The combinatorial space of materials and molecular structures dwarfs available data.
“There are all these elements and three-dimensional structures, and we will never have enough data to cover that space. This is a very deep question for computer science,” she said. “This is essentially a mathematical question of how you incorporate sparse data so that discovery can actually happen.”
From theory to materials
Those theoretical questions are already shaping applied research Chayes is directly involved in. In recent years, she has worked on using generative AI to accelerate materials discovery for carbon capture and atmospheric water harvesting, in close collaboration with chemists and materials scientists.
A central partner in that work is Omar Yaghi, professor of chemistry at the University of California, Berkeley, and a pioneer of metal–organic frameworks (MOFs), highly porous crystalline materials designed to selectively bind specific molecules.
Generative AI is used to guide the design and screening of new MOFs, compressing discovery timelines from years to weeks.
“When a chemist gets an idea for a new material, it can take two to three years,” Chayes said. “Using generative AI, we took that down to two weeks.”
The same platform is being applied to materials that bind carbon dioxide efficiently and release it under controlled conditions, a prerequisite for scalable carbon capture.
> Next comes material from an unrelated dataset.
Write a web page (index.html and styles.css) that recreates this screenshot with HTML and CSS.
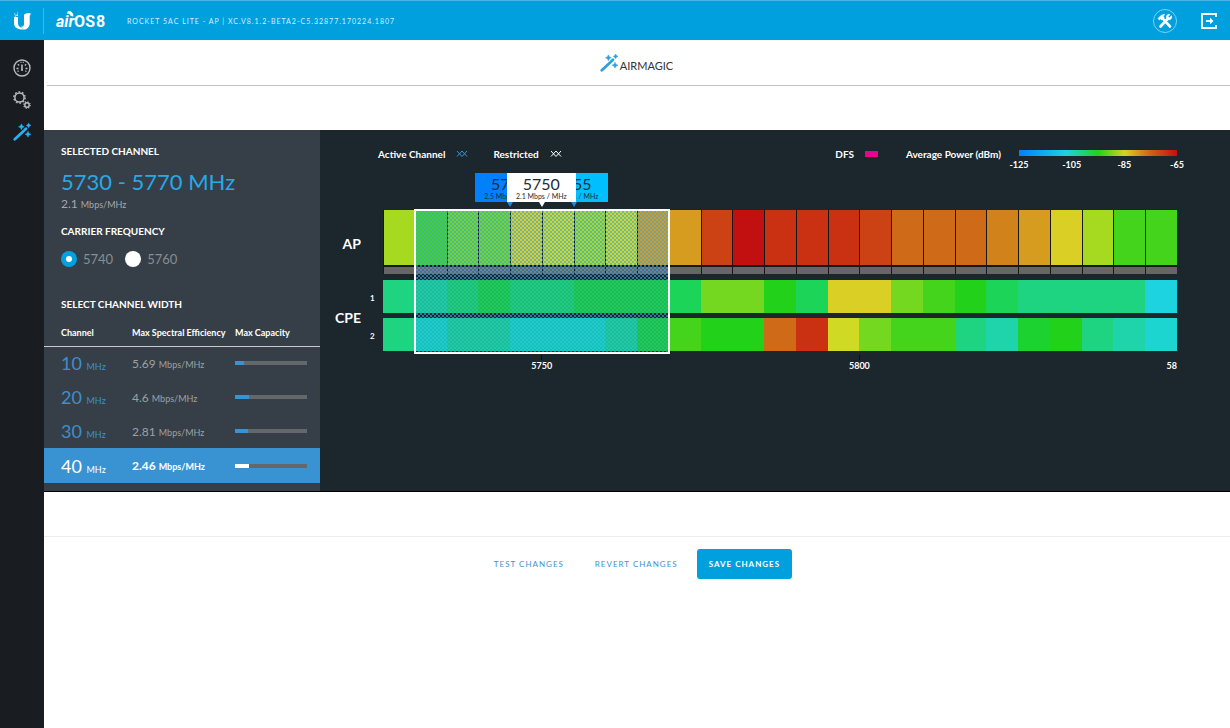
FILE: index.html
```html
<!DOCTYPE html>
<html lang="en">
<head>
<meta charset="utf-8">
<title>airOS 8 - airMagic</title>
<link rel="stylesheet" href="styles.css">
</head>
<body>
<svg class="sprite" aria-hidden="true">
  <symbol id="wand" viewBox="0 0 18 18">
    <path d="M1.800 16.200 10.400 8.200" stroke="currentColor" stroke-width="2.800" stroke-linecap="round"/>
    <path d="M11.600 7 13 5.700" stroke="currentColor" stroke-width="2.800" stroke-linecap="round"/>
    <path d="M8.400.800l1 2 2 1-2 1-1 2-1-2-2-1 2-1zM15.600 0l.9 1.600 1.500.8-1.500.8-.9 1.600-.9-1.600-1.500-.8 1.500-.8zM15 8.200l1 2 2 1-2 1-1 2-1-2-2-1 2-1z" fill="currentColor" stroke="currentColor" stroke-width=".4"/>
  </symbol>
</svg>

<header class="topbar">
  <a class="brand" href="#" aria-label="Ubiquiti">
    <svg width="18" height="18" viewBox="0 0 18 18" fill="#fff">
      <path d="M1 5h4v6.200c0 2.200 1.200 3.800 3.400 4.400.6 1 1.200 1.600 2 1.900C4.600 17.800 1 15.500 1 11z"/>
      <path d="M11 2.800C12 1.500 14 1 17.500 1v2l-.8.600V11c0 4-2.200 6.600-6.400 6.600-1.300-.8-1.900-1.900-2-3 2.200.2 2.700-1.200 2.700-3.200z"/>
      <path d="M1.200 1.400h1.200v1.200H1.200zM3.400 2.600h1.400v1.400H3.400zM1.800 3.400h1.200v1.200H1.800zM4.200.6h.8v.9h-.8z"/>
    </svg>
  </a>
  <div class="product"><span class="product-air">air</span><span class="product-os">OS</span><span class="product-num">8</span>
    <svg class="product-wave" width="7" height="6" viewBox="0 0 7 6" fill="#fff"><path d="M1 0c3.500 0 5.500 2 5.500 5.500L3.500 5C3.500 3.500 2.500 2.600 0 2.500z"/></svg>
  </div>
  <p class="device">ROCKET 5AC LITE - AP | XC.V8.1.2-BETA2-C5.32877.170224.1807</p>
  <button class="icon-btn" type="button" aria-label="Tools">
    <svg width="26" height="26" viewBox="0 0 26 26" fill="none" stroke="#fff">
      <circle cx="13" cy="13" r="11.500" stroke="#7fd0f2"/>
      <path d="M8.500 18.500 16 10.500" stroke-width="2.600" stroke-linecap="round"/>
      <path d="M19.500 7.800 17.200 9.800 16 8.700 18 6.500C15.800 5.700 13.800 7.600 14.600 10.200L16.200 11.700C18.800 12.200 20.400 10 19.500 7.800z" fill="#fff" stroke-width=".6"/>
      <path d="M10.600 10.400 18 18.500" stroke-width="2.600" stroke-linecap="round"/>
      <path d="M6 10.600 9 7.400 12.600 6.200 11.500 8.200 12 9.800 9.800 12 8.600 11 7.400 12z" fill="#fff" stroke-width=".6"/>
    </svg>
  </button>
  <button class="icon-btn" type="button" aria-label="Log out">
    <svg width="18" height="18" viewBox="0 0 18 18" fill="none" stroke="#fff" stroke-width="1.800">
      <path d="M16 5V2H2v14h14v-3"/>
      <path d="M6 9h5" /><path d="M10 5.800 13.500 9 10 12.200z" fill="#fff" stroke="none"/>
    </svg>
  </button>
</header>

<div class="shell">
  <nav class="sidebar" aria-label="Main">
    <a class="nav-link" href="#" aria-label="Dashboard">
      <svg width="18" height="18" viewBox="0 0 18 18" fill="none" stroke="currentColor">
        <circle cx="9" cy="9" r="8" stroke-width="1.400"/>
        <path d="M9 5.500V11" stroke-width="1.600"/><circle cx="9" cy="11" r="1" fill="currentColor" stroke="none"/>
        <path d="M3.500 9.500h2M12.500 9.500h2M4.800 5.200 6.200 6.400M13.200 5.200 11.800 6.400M7.500 3.300h1M9.800 3.300h1M4.500 12.500l1.200-.6M13.500 12.500l-1.200-.6" stroke-width="1.300"/>
      </svg>
    </a>
    <a class="nav-link" href="#" aria-label="Settings">
      <svg width="18" height="18" viewBox="0 0 18 18" fill="none" stroke="currentColor">
        <circle cx="6.500" cy="6.500" r="4.600" stroke-width="1.500"/>
        <circle cx="6.500" cy="6.500" r="5.700" stroke-width="1.300" stroke-dasharray="1.800 1.780"/>
        <circle cx="14" cy="14" r="2.200" stroke-width="1.400"/>
        <circle cx="14" cy="14" r="3.200" stroke-width="1.200" stroke-dasharray="1.200 1.310"/>
      </svg>
    </a>
    <a class="nav-link nav-link-active" href="#" aria-label="airMagic"><svg width="18" height="18"><use href="#wand"/></svg></a>
  </nav>

  <main class="content">
    <h1 class="page-title"><svg width="18" height="18"><use href="#wand"/></svg>AIRMAGIC</h1>

    <section class="panel">
      <aside class="settings">
        <h2 class="label">SELECTED CHANNEL</h2>
        <p class="channel">5730 - 5770 MHz</p>
        <p class="rate">2.1 <small>Mbps/MHz</small></p>
        <fieldset class="carrier">
          <legend class="label">CARRIER FREQUENCY</legend>
          <div class="options">
            <label class="option"><input class="radio" type="radio" name="carrier" checked>5740</label>
            <label class="option"><input class="radio" type="radio" name="carrier">5760</label>
          </div>
        </fieldset>
        <h2 class="label">SELECT CHANNEL WIDTH</h2>
        <table class="widths">
          <thead><tr><th>Channel</th><th>Max Spectral Efficiency</th><th>Max Capacity</th></tr></thead>
          <tbody>
            <tr><td class="width">10 <small>MHz</small></td><td>5.69 <small>Mbps/MHz</small></td><td><div class="bar"><div class="fill" style="width:12%"></div></div></td></tr>
            <tr><td class="width">20 <small>MHz</small></td><td>4.6 <small>Mbps/MHz</small></td><td><div class="bar"><div class="fill" style="width:20%"></div></div></td></tr>
            <tr><td class="width">30 <small>MHz</small></td><td>2.81 <small>Mbps/MHz</small></td><td><div class="bar"><div class="fill" style="width:18%"></div></div></td></tr>
            <tr class="current"><td class="width">40 <small>MHz</small></td><td>2.46 <small>Mbps/MHz</small></td><td><div class="bar"><div class="fill" style="width:20%"></div></div></td></tr>
          </tbody>
        </table>
      </aside>

      <div class="spectrum">
        <div class="key">
          <span class="key-item">Active Channel <svg class="key-active" width="12" height="6" viewBox="0 0 12 6" fill="none" stroke="currentColor"><path d="M1 0 6 5.500M6 0 1 5.500M6 0l5 5.500M11 0 6 5.500"/></svg></span>
          <span class="key-item">Restricted <svg width="12" height="6" viewBox="0 0 12 6" fill="none" stroke="currentColor"><path d="M1 0 6 5.500M6 0 1 5.500M6 0l5 5.500M11 0 6 5.500"/></svg></span>
          <span class="key-item key-dfs">DFS <i class="swatch"></i></span>
          <span class="key-item">Average Power (dBm)</span>
          <div class="scale">
            <div class="ramp"></div>
            <div class="scale-ticks"><span>-125</span><span>-105</span><span>-85</span><span>-65</span></div>
          </div>
        </div>

        <div class="chart">
          <div class="name name-ap">AP</div>
          <div class="name name-cpe">CPE</div>
          <div class="num num-one">1</div>
          <div class="num num-two">2</div>
          <div class="plot">
            <div class="cells cells-ap">
              <i class="lime"></i><i class="leaf"></i><i class="grass"></i><i class="grass"></i><i class="yellow"></i><i class="acid"></i><i class="lime"></i><i class="acid"></i><i class="amber"></i><i class="amber"></i><i class="rust"></i><i class="crimson"></i><i class="red"></i><i class="red"></i><i class="red"></i><i class="rust"></i><i class="orange"></i><i class="orange"></i><i class="orange"></i><i class="ochre"></i><i class="amber"></i><i class="yellow"></i><i class="lime"></i><i class="leaf"></i><i class="leaf"></i>
            </div>
            <div class="cells cells-dfs">
              <i></i><i></i><i></i><i></i><i></i><i></i><i></i><i></i><i></i><i></i><i></i><i></i><i></i><i></i><i></i><i></i><i></i><i></i><i></i><i></i><i></i><i></i><i></i><i></i><i></i>
            </div>
            <div class="cells cells-cpe">
              <i class="mint"></i><i class="teal"></i><i class="mint"></i><i class="emerald"></i><i class="mint"></i><i class="mint"></i><i class="emerald"></i><i class="emerald"></i><i class="emerald"></i><i class="emerald"></i><i class="grass"></i><i class="grass"></i><i class="green"></i><i class="emerald"></i><i class="yellow"></i><i class="yellow"></i><i class="grass"></i><i class="leaf"></i><i class="green"></i><i class="emerald"></i><i class="mint"></i><i class="mint"></i><i class="mint"></i><i class="mint"></i><i class="cyan"></i>
            </div>
            <div class="cells cells-cpe">
              <i class="mint"></i><i class="aqua"></i><i class="teal"></i><i class="teal"></i><i class="aqua"></i><i class="aqua"></i><i class="aqua"></i><i class="teal"></i><i class="emerald"></i><i class="leaf"></i><i class="green"></i><i class="green"></i><i class="orange"></i><i class="red"></i><i class="acid"></i><i class="grass"></i><i class="leaf"></i><i class="leaf"></i><i class="mint"></i><i class="teal"></i><i class="jade"></i><i class="green"></i><i class="mint"></i><i class="teal"></i><i class="aqua"></i>
            </div>
            <div class="selection selection-hatch"></div>
            <div class="selection selection-frame"></div>
            <div class="flag flag-low"><b>5745</b><small>2.5 Mbps / MHz</small></div>
            <div class="flag flag-high"><b>5755</b><small>2.1 Mbps / MHz</small></div>
            <div class="flag flag-mid"><b>5750</b><small>2.1 Mbps / MHz</small></div>
          </div>
          <div class="axis"><span class="tick tick-first">5750</span><span class="tick tick-second">5800</span><span class="axis-end">58</span></div>
        </div>
      </div>
    </section>

    <footer class="actions">
      <button class="action" type="button">TEST CHANGES</button>
      <button class="action" type="button">REVERT CHANGES</button>
      <button class="action action-save" type="button">SAVE CHANGES</button>
    </footer>
  </main>
</div>
</body>
</html>
```
FILE: styles.css
```css
* { box-sizing: border-box; }
body {
  margin: 0;
  min-height: 100vh;
  display: flex;
  flex-direction: column;
  font-family: Lato, "Liberation Sans", sans-serif;
  font-size: 9px;
  background: #fff;
  color: #fff;
}
h1, h2, p, fieldset, legend { margin: 0; padding: 0; border: 0; }
button { border: 0; background: none; font-family: inherit; cursor: pointer; }
svg { display: block; }
.sprite { position: absolute; width: 0; height: 0; }

.topbar {
  display: flex;
  align-items: center;
  height: 40px;
  padding-right: 12px;
  background: #00a0df;
  border-top: 1px solid #48b4e6;
}
.brand { width: 44px; height: 26px; padding: 4px 13px; border-right: 1px solid #3fb6e8; }
.product {
  position: relative;
  display: flex;
  align-items: baseline;
  margin-left: 12px;
  width: 71px;
  padding-top: 2px;
  font-family: Roboto, "Liberation Sans", sans-serif;
  font-weight: bold;
  line-height: 20px;
}
.product-air { font-size: 16px; font-style: italic; }
.product-os { font-size: 16px; }
.product-num { font-size: 16px; margin-left: 1px; }
.product-wave { position: absolute; left: 11px; top: 1px; }
.device { flex: 1; font-size: 7px; letter-spacing: 1px; color: #d4f0fc; }
.icon-btn { padding: 0; margin-left: 22px; }

.shell { flex: 1; display: flex; }
.sidebar {
  width: 44px;
  flex: none;
  display: flex;
  flex-direction: column;
  align-items: center;
  gap: 14px;
  padding-top: 19px;
  background: #191c20;
}
.nav-link { color: #b9bcbe; }
.nav-link-active { color: #2aaef2; }

.content { flex: 1; min-width: 0; }
.page-title {
  display: flex;
  align-items: center;
  justify-content: center;
  gap: 2px;
  height: 46px;
  margin: 0 0 44px 3px;
  padding: 6px 4px 0 0;
  border-bottom: 1px solid #bfc1c3;
  font-size: 11px;
  font-weight: normal;
  color: #333;
}
.page-title svg { color: #2f9fe0; margin-bottom: 6px; }

.panel { display: flex; background: #1c262d; border-bottom: 1px solid #000; }

.settings { width: 276px; flex: none; padding: 14px 0 8px; background: #363f47; }
.label { padding-left: 17px; font-size: 10px; line-height: 14px; font-weight: bold; }
.channel { padding: 9px 0 0 17px; font-size: 22px; line-height: 30px; color: #27a9e8; }
.rate { padding-left: 17px; font-size: 12px; line-height: 14px; color: #a3a8ac; }
.rate small { font-size: 9px; }
.carrier { margin-top: 12px; }
.options { display: flex; gap: 12px; padding: 13px 0 30px 17px; }
.option { display: flex; align-items: center; gap: 6px; height: 16px; font-size: 13px; color: #878e93; }
.radio { appearance: none; width: 16px; height: 16px; margin: 0; border-radius: 50%; background: #fff; }
.radio:checked { border: 5px solid #05a0df; }
.widths { width: 100%; margin-top: 8px; border-collapse: collapse; table-layout: fixed; }
.widths th { height: 27px; padding: 0; border-bottom: 1px solid #c9cccf; font-size: 9px; text-align: left; white-space: nowrap; }
.widths th:nth-child(1) { width: 88px; padding-left: 17px; }
.widths th:nth-child(2) { width: 103px; }
.widths td { height: 34px; padding: 0; font-size: 12px; color: #9ca1a5; }
.widths td small { font-size: 9px; }
.widths .width { padding-left: 17px; font-size: 18px; color: #3d8fcb; }
.widths .current td { height: 35px; background: #3993d3; color: #fff; font-weight: bold; }
.widths .current .width { font-weight: normal; }
.bar { width: 72px; height: 4px; background: #65686b; }
.fill { height: 4px; background: #3993d3; }
.current .fill { background: #fff; }

.spectrum { flex: 1; min-width: 0; padding: 17px 53px 0 0; }
.key { display: flex; height: 62px; padding-left: 58px; font-weight: bold; }
.key-item { display: flex; align-items: center; gap: 11px; height: 14px; margin-right: 25px; font-size: 10px; white-space: nowrap; }
.key-dfs { margin-left: auto; margin-right: 28px; }
.key-active { color: #3993d3; }
.swatch { width: 13px; height: 6px; background: #ec0090; }
.scale { width: 158px; margin-left: -7px; padding-top: 3px; }
.ramp { height: 6px; background: linear-gradient(90deg, #0080ff, #1dd3e0 30%, #22d21a 50%, #dacf24 67%, #cf6a18 82%, #c20f0f); }
.scale-ticks { display: flex; justify-content: space-between; margin: 3px -10px 0; line-height: 11px; }
.scale-ticks span { width: 20px; text-align: center; }

.chart { display: grid; grid-template-columns: 41px 22px 1fr; grid-template-rows: 70px 38px 38px auto; }
.name { grid-column: 1; font-size: 14px; font-weight: bold; text-align: right; }
.name-ap { grid-row: 1; padding-top: 26px; }
.name-cpe { grid-row: 2 / 4; align-self: center; }
.num { grid-column: 2; align-self: center; padding-left: 9px; font-size: 8px; font-weight: bold; }
.num-one { grid-row: 2; }
.num-two { grid-row: 3; }
.plot { position: relative; grid-column: 3; grid-row: 1 / 4; padding-top: 1px; }
.cells { display: grid; grid-template-columns: repeat(25, 1fr); }
.cells-ap { height: 55px; background: #121417; }
.cells-ap i { border-left: 1px solid #15191a; }
.cells-dfs { height: 9px; margin-bottom: 6px; padding-top: 2px; background: #15191c; }
.cells-dfs i { background: #666; border-left: 1px solid #15191a; }
.cells-cpe { position: relative; z-index: 1; height: 33px; margin-bottom: 5px; }
.cells-cpe i:nth-child(n+2):nth-child(-n+9) { opacity: .88; }
.lime { background: #a6da20; }
.leaf { background: #44d41c; }
.grass { background: #74d820; }
.yellow { background: #dacf24; }
.acid { background: #d0da24; }
.amber { background: #d69c1f; }
.ochre { background: #d2821b; }
.orange { background: #cf6a18; }
.rust { background: #cc4214; }
.red { background: #ca3012; }
.crimson { background: #c20f0f; }
.green { background: #22d21a; }
.jade { background: #1cd230; }
.emerald { background: #1cd458; }
.mint { background: #1ed480; }
.teal { background: #1fd3aa; }
.aqua { background: #1dd5d0; }
.cyan { background: #1dd3e0; }

.selection {
  position: absolute;
  left: 4%;
  width: calc(32% + 2px);
  top: 0;
  bottom: 1px;
  margin-left: -1px;
}
.selection-hatch {
  background: conic-gradient(rgba(60, 165, 225, .65) 25%, transparent 0 50%, rgba(60, 165, 225, .65) 0 75%, transparent 0) 0 0 / 4px 4px;
}
.selection-frame { z-index: 2; border: 2px solid #fff; }
.flag {
  position: absolute;
  top: -36px;
  width: 69px;
  height: 29px;
  margin-left: -35px;
  color: #222c33;
  text-align: center;
  line-height: 1;
}
.flag::after {
  content: "";
  position: absolute;
  left: 32px;
  top: 29px;
  border: 3px solid transparent;
  border-top: 5px solid #fff;
  border-bottom: 0;
}
.flag b { display: block; padding-top: 2px; font-size: 16px; font-weight: normal; line-height: 17px; }
.flag small { display: block; font-size: 7px; line-height: 8px; white-space: nowrap; }
.flag-low { left: 16%; background: #0080ff; }
.flag-mid { left: 20%; background: #fff; }
.flag-high { left: 24%; background: #00bfff; }
.flag-low::after, .flag-high::after { border-top-color: #1e88d8; }

.axis { grid-column: 3; position: relative; height: 26px; padding-top: 5px; font-weight: bold; text-align: right; }
.tick { position: absolute; top: 0; width: 40px; margin-left: -20px; text-align: center; }
.tick::before { content: ""; display: block; width: 1px; height: 5px; margin: 0 auto; background: #0a0d10; }
.tick-first { left: 20%; }
.tick-second { left: 60%; }

.actions {
  display: flex;
  justify-content: center;
  gap: 7px;
  margin-top: 44px;
  padding-top: 12px;
  border-top: 1px solid #eceeef;
}
.action { height: 30px; padding: 0 12px; border-radius: 3px; font-size: 8px; letter-spacing: 1px; color: #3d93cf; }
.action-save { background: #00a0df; color: #fff; font-weight: bold; }
```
Rather than relying on massive datasets, the models are constrained by physical chemistry, structural rules, and sparse experimental results.
“One gram of these materials has as much surface area as a football field,” she said.
Related work has demonstrated atmospheric water harvesting in desert environments, where the materials extract moisture from the air overnight and release it during the day using only ambient heat.
“They can be designed to pull carbon dioxide out of the atmosphere and then release it under slightly different conditions,” she said. “In Death Valley, these materials pulled water out of the air at night and released it during the day using only ambient heat.”
For Chayes, the significance of the project extends beyond climate applications. It provides a concrete example of how AI can accelerate discovery without brute-force scale, instead combining theory, causal reasoning, and domain constraints.
Foundations before frontiers
Chayes has long argued that advances in AI are inseparable from advances in systems and architectures, not just algorithms. Much of her own work has focused on the less visible layers of computing that make modern AI possible, including system design and verification.
She has worked closely with Fei-Fei Li on questions of how AI systems should be built to reason about the world rather than merely predict outputs. That work has emphasised world-model-driven approaches and the infrastructure required to support them reliably.
Modern AI systems run on specialised hardware such as graphics processing units (GPUs) and tensor processing units (TPUs). Chayes has stressed that these chips matter not simply because they are fast, but because they must behave correctly at scale — a challenge rooted in systems design and formal verification.
“You hear about AI, but AI would not exist without GPUs, and GPUs would not exist without verification systems,” she said. “These are deep questions in computer science that people do not hear about as much as AI, but without them, none of this works.”
As AI systems are increasingly deployed in medicine, climate science, and scientific discovery, progress will depend less on novelty and more on intellectual discipline. Without causal reasoning, statistical rigor, and verified systems, powerful models risk becoming confident amplifiers of error.
The next phase of AI is likely to be defined not by how much data or compute systems consume, but by whether the systems themselves are built to reason about the world they act upon.